Freight forwarders raise alarm over uncleared cargoes

Cargo-Containers20 March 2014, Lagos – The National Council of Managing Director sof Licensed Customs Agents (NCMDLCA), has said that if the current crisis rocking the port industry is not attended to, it will lead to massive port congestion.

In a letter to President Goodluck Jonathan, the group’s President, Mr. Lucky Amiwero, said that the refusal of the Federal Government to intervene in the crisis caused by the new cargo policy Pre-Assessment Arrival Report (PAARhas taken its toll on virtually  every sub-sector of the industry.

He was of the opinion that the development will impact negatively on the economy such that inflation may be inevitable  if the situation is not brought under control.
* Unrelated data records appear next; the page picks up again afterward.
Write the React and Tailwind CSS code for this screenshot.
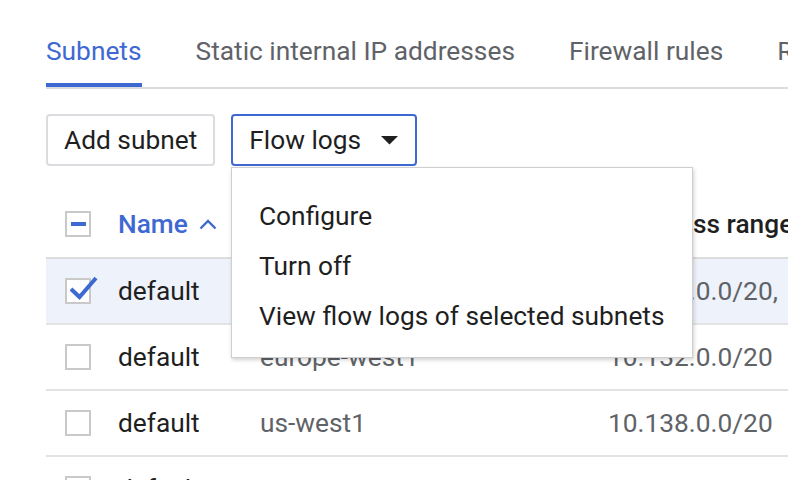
import { useState } from "react";

const BLUE = "text-[#3f69d2]";

const tabs = ["Subnets", "Static internal IP addresses", "Firewall rules", "Routes"];

const rows = [
  { name: "default", region: "us-central1", range: "10.128.0.0/20,", checked: true },
  { name: "default", region: "europe-west1", range: "10.132.0.0/20" },
  { name: "default", region: "us-west1", range: "10.138.0.0/20" },
  { name: "default", region: "us-east1", range: "10.142.0.0/20" },
];

// ─── Checkbox ────────────────────────────────────────────────────────────────
function Box({ state }) {
  return (
    <div className="relative w-[26px] h-[26px] border-2 border-[#c9c9c9] bg-white flex items-center justify-center shrink-0">
      {state === "some" && <div className="w-[15px] h-[4px] bg-[#3f69d2]" />}
      {state === "on" && (
        <svg className="absolute left-[1px] top-[-4px]" width="30" height="24" viewBox="0 0 30 24">
          <path d="M3 13 L11.5 21 L28 2" fill="none" stroke="#3f69d2" strokeWidth="4" />
        </svg>
      )}
    </div>
  );
}

// ─── Flow logs menu ──────────────────────────────────────────────────────────
function FlowMenu() {
  return (
    <div className="absolute left-[231px] top-[167px] w-[462px] h-[191px] bg-white border border-[#cfcfcf] shadow-[1px_2px_4px_rgba(0,0,0,0.18)] pt-[23px] pl-[27px]">
      {["Configure", "Turn off", "View flow logs of selected subnets"].map((item) => (
        <div key={item} className="h-[50px] flex items-center text-[26.3px] leading-[32px] text-[#1f1f1f]">
          {item}
        </div>
      ))}
    </div>
  );
}

export default function App() {
  const [active] = useState(0);

  return (
    <div className="relative w-[788px] h-[480px] overflow-hidden bg-white font-['Roboto',sans-serif] whitespace-nowrap">
      <div className="pl-[46px]">
        {/* tabs */}
        <div className="flex gap-[54px] border-b-2 border-[#dadce0] pt-[35px]">
          {tabs.map((t, i) => (
            <div
              key={t}
              className={
                "shrink-0 text-[26.3px] leading-[32px] pb-[16px] border-b-4 " +
                (i === active ? "text-[#3f69d2] border-[#3f69d2]" : "text-[#5f6368] border-transparent")
              }
            >
              {t}
            </div>
          ))}
        </div>

        {/* actions */}
        <div className="flex gap-[16px] mt-[25px]">
          <button className="h-[52px] px-[16px] border-2 border-[#dadce0] rounded-[4px] bg-white text-[26.3px] leading-[32px] text-[#1f1f1f]">
            Add subnet
          </button>
          <button className="h-[52px] pl-[16px] pr-[17px] border-2 border-[#3f69d2] rounded-[4px] bg-white text-[26.3px] leading-[32px] text-[#1f1f1f] flex items-center gap-[20px]">
            Flow logs
            <svg width="17" height="9" viewBox="0 0 17 9">
              <path d="M0 0 H17 L8.5 8.5 Z" fill="#1f1f1f" />
            </svg>
          </button>
        </div>

        {/* table */}
        <div className="mt-[25px]">
          <div className="h-[68px] flex items-center border-b-2 border-[#dcdcdc] pl-[19px] text-[26.3px] leading-[32px] font-medium">
            <Box state="some" />
            <div className={"ml-[27px] w-[142px] shrink-0 flex items-center gap-[11px] " + BLUE}>
              Name
              <svg width="18" height="11" viewBox="0 0 18 11">
                <path d="M1.5 9.5 L9 2 L16.5 9.5" fill="none" stroke="#3f69d2" strokeWidth="2.4" />
              </svg>
            </div>
            <div className="w-[239px] shrink-0 text-[#1f1f1f]">Region</div>
            <div className="shrink-0 text-[#1f1f1f]">Internal IP address ranges</div>
          </div>

          {rows.map((r, i) => (
            <div
              key={i}
              className={
                "h-[66px] flex items-center border-b-2 border-[#e3e3e3] pl-[19px] text-[26.3px] leading-[32px] " +
                (r.checked ? "bg-[#eef2fb]" : "bg-white")
              }
            >
              <Box state={r.checked ? "on" : "off"} />
              <div className="ml-[27px] w-[142px] shrink-0 text-[#1f1f1f]">{r.name}</div>
              <div className="w-[348px] shrink-0 text-[#5f6368]">{r.region}</div>
              <div className="shrink-0 text-[#5f6368]">{r.range}</div>
            </div>
          ))}
        </div>
      </div>

      <FlowMenu />
    </div>
  );
}
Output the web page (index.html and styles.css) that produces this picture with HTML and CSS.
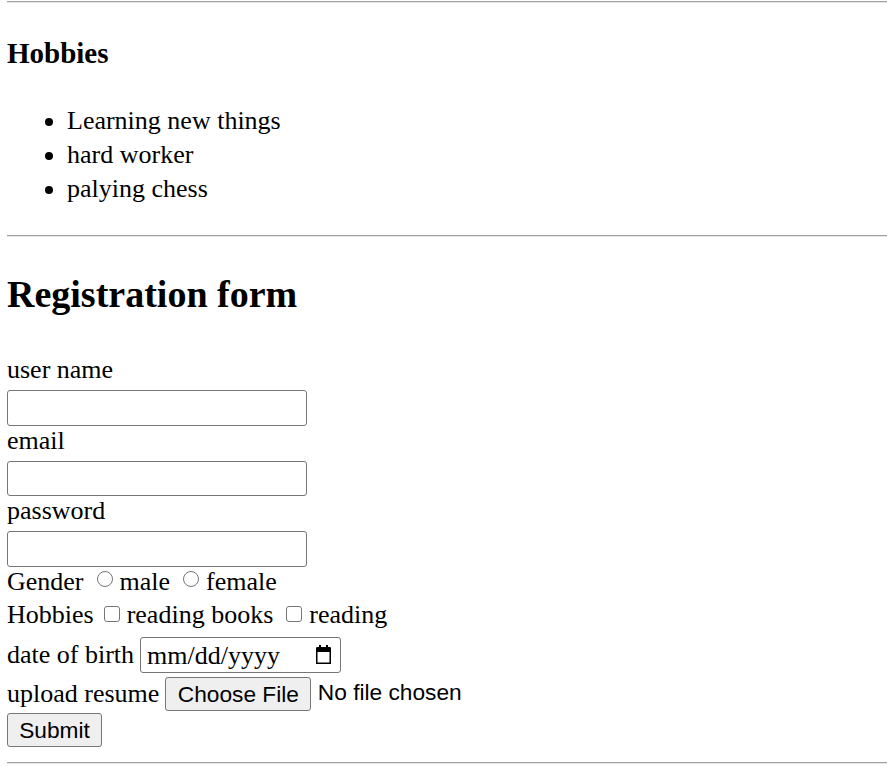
FILE: index.html
```html
<!DOCTYPE html>
<html lang="en">
<head>
<meta charset="utf-8">
<title>Registration form</title>
<link rel="stylesheet" href="styles.css">
</head>
<body>
<hr class="rule rule-top">
<h3 class="section-title">Hobbies</h3>
<ul class="hobby-list">
  <li>Learning new things</li>
  <li>hard worker</li>
  <li>palying chess</li>
</ul>
<hr class="rule rule-mid">
<h2 class="form-title">Registration form</h2>
<form class="reg-form">
  <label class="field-label" for="uname">user name</label>
  <input class="text-input" id="uname" type="text">
  <label class="field-label" for="email">email</label>
  <input class="text-input" id="email" type="text">
  <label class="field-label" for="pwd">password</label>
  <input class="text-input" id="pwd" type="password">

  <div class="row row-gender">
    <span class="row-label">Gender</span>
    <input class="radio" type="radio" name="gender" id="male">
    <label class="opt" for="male">male</label>
    <input class="radio" type="radio" name="gender" id="female">
    <label class="opt" for="female">female</label>
  </div>

  <div class="row row-hobbies">
    <span class="row-label">Hobbies</span>
    <input class="check" type="checkbox" id="books">
    <label class="opt" for="books">reading books</label>
    <input class="check" type="checkbox" id="reading">
    <label class="opt" for="reading">reading</label>
  </div>

  <div class="row row-date">
    <span class="row-label">date of birth</span>
    <div class="date-box">
      <span class="date-text">mm/dd/yyyy</span>
      <svg class="cal-icon" width="15" height="19" viewBox="0 0 15 19" aria-hidden="true">
        <rect x="3" y="0" width="2" height="4" fill="#000"/>
        <rect x="10" y="0" width="2" height="4" fill="#000"/>
        <path d="M1.5 3h12a1 1 0 0 1 1 1v13.5a1 1 0 0 1-1 1h-12a1 1 0 0 1-1-1V4a1 1 0 0 1 1-1z" fill="none" stroke="#000" stroke-width="2"/>
        <rect x="0.5" y="3" width="14" height="4" fill="#000"/>
      </svg>
    </div>
  </div>

  <div class="row row-upload">
    <span class="row-label">upload resume</span>
    <button class="btn btn-file" type="button">Choose File</button>
    <span class="file-status">No file chosen</span>
  </div>

  <div class="row row-submit">
    <button class="btn btn-submit" type="submit">Submit</button>
  </div>
</form>
<hr class="rule rule-bottom">
</body>
</html>
```
FILE: styles.css
```css
html, body {
  background: #fff;
}
body {
  margin: 0;
  padding: 0 0 0 7px;
  font-family: "Liberation Serif", "Times New Roman", serif;
  font-size: 26px;
  color: #000;
  overflow: hidden;
}
.rule {
  display: block;
  margin: 0;
  height: 0;
  border: 0;
  border-top: 1px solid #a0a0a0;
  border-bottom: 1px solid #e6e6e6;
}
.rule-top { margin-top: 1px; }
.rule-mid { margin-top: 29.5px; }
.rule-bottom { margin-top: 15px; }

.section-title {
  margin: 33px 0 0;
  font-size: 29px;
  line-height: 34px;
  font-weight: bold;
}
.hobby-list {
  margin: 33.5px 0 0;
  padding-left: 60px;
  line-height: 34px;
}
.form-title {
  margin: 35px 0 0;
  font-size: 38px;
  line-height: 44px;
  font-weight: bold;
}
.reg-form {
  margin-top: 39px;
  display: flex;
  flex-direction: column;
  align-items: flex-start;
}
.field-label {
  display: block;
  line-height: 29px;
  padding-bottom: 6px;
}
.text-input {
  box-sizing: border-box;
  width: 300px;
  height: 35.5px;
  margin: 0;
  border: 1px solid #767676;
  border-radius: 3px;
  background: #fff;
  font: inherit;
  padding: 1px 3px;
}
.row {
  display: flex;
  align-items: center;
  line-height: 29px;
  white-space: nowrap;
}
.row > * { flex: none; }
.row-gender { height: 29px; margin-top: 0; }
.row-hobbies { height: 29px; margin-top: 4.5px; }
.row-date { height: 36px; margin-top: 7.5px; }
.row-upload { height: 34px; margin-top: 4px; }
.row-submit { height: 34px; margin-top: 2px; }

.row-gender .row-label { margin-right: 13px; }
.row-hobbies .row-label { margin-right: 10px; }
.row-date .row-label { margin-right: 6px; }
.row-upload .row-label { margin-right: 6px; }

.radio {
  -webkit-appearance: none;
  appearance: none;
  box-sizing: border-box;
  width: 16px;
  height: 16px;
  min-width: 16px;
  margin: 0 7px 0 0;
  border: 1px solid #767676;
  border-radius: 50%;
  background: #fff;
  position: relative;
  top: -2px;
}
.check {
  -webkit-appearance: none;
  appearance: none;
  box-sizing: border-box;
  width: 16px;
  height: 16px;
  min-width: 16px;
  margin: 0 7px 0 0;
  border: 1px solid #767676;
  border-radius: 3px;
  background: #fff;
  position: relative;
  top: -1px;
}
.opt { margin-right: 13px; }

.date-box {
  box-sizing: border-box;
  width: 201px;
  height: 36px;
  border: 1px solid #767676;
  border-radius: 3px;
  display: flex;
  align-items: center;
  justify-content: space-between;
  padding: 0 9px 0 6px;
  background: #fff;
}
.date-text {
  font-size: 26px;
  line-height: 29px;
  padding-top: 2px;
}
.cal-icon {
  display: block;
}

.btn {
  box-sizing: border-box;
  height: 34px;
  margin: 0;
  padding: 0;
  border: 1px solid #767676;
  border-radius: 3px;
  background: #efefef;
  color: #000;
  font-family: "Liberation Sans", Arial, sans-serif;
  font-size: 22.7px;
  line-height: 30px;
}
.btn-file { width: 146px; }
.btn-submit { width: 95px; }
.file-status {
  margin-left: 6.5px;
  font-family: "Liberation Sans", Arial, sans-serif;
  font-size: 22.7px;
  position: relative;
  top: -1px;
}
```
According to Amiwero, PAAR is supposed to be issued before the arrival of the goods, as against the current situation whereby cargoes are delivered  weeks and months after arrival.
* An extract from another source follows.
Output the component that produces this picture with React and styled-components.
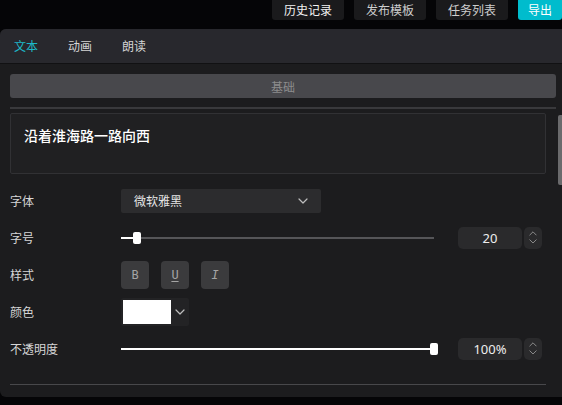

Part of the letter reads, “We hereby bring to the attention of the Federal government of Nigeria the challenges associated with the issuance of the Pre-Assessment Arrival Report (PAAR) by the Nigeria Customs Service.

“The attention of government became necessary due to the negative impact the procedure has generated in the clearance process since its inception.
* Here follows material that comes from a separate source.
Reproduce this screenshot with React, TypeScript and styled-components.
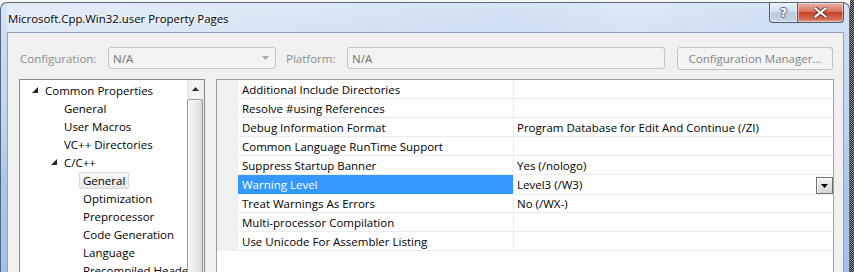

“We felt deeply concerned especially as professionals and Trade procedure expert that has been involved in the setting up Trade Facilitation measures in the economy through our professional involvement over the years as member of  some Committees:

“The Pre-Arrival Assessment Report (PAAR) is supposed to be issued before the arrival of the goods, as against the weeks and months that it was issued after the arrival of the goods at the port, which negates the objective of the establishment of Pre-Arrival Assessment Report (PAAR) regime and drastically slow down the activities of clearance that necessitates the build ups and tension at the ports.

“The process of the issuance of Pre-Arrival Assessment Report (PAARis associated with delays that has  resulted in  the payment of huge demurrage to Shipping Companies and rent to Terminal Operators by the importers/Agents.

It negates the concept of Pre-Arrival Assessment Report (PAAR) as it takes  months, weeks as reflected in the schedules attached. “The economic impact is high cost of clearance and delays, which will eventually lead to possible closure of most factories due to inability to access the available stocks from the Ports.

“Most goods that are in the port have no Pre-Arrival Assessment Report (PAAR) to clear them, a development that has led to huge demurrage and rent being accumulated and the fact that there is no respite in sight from government making importers look for alternative through diversion  of cargoes to neighbouring West African country.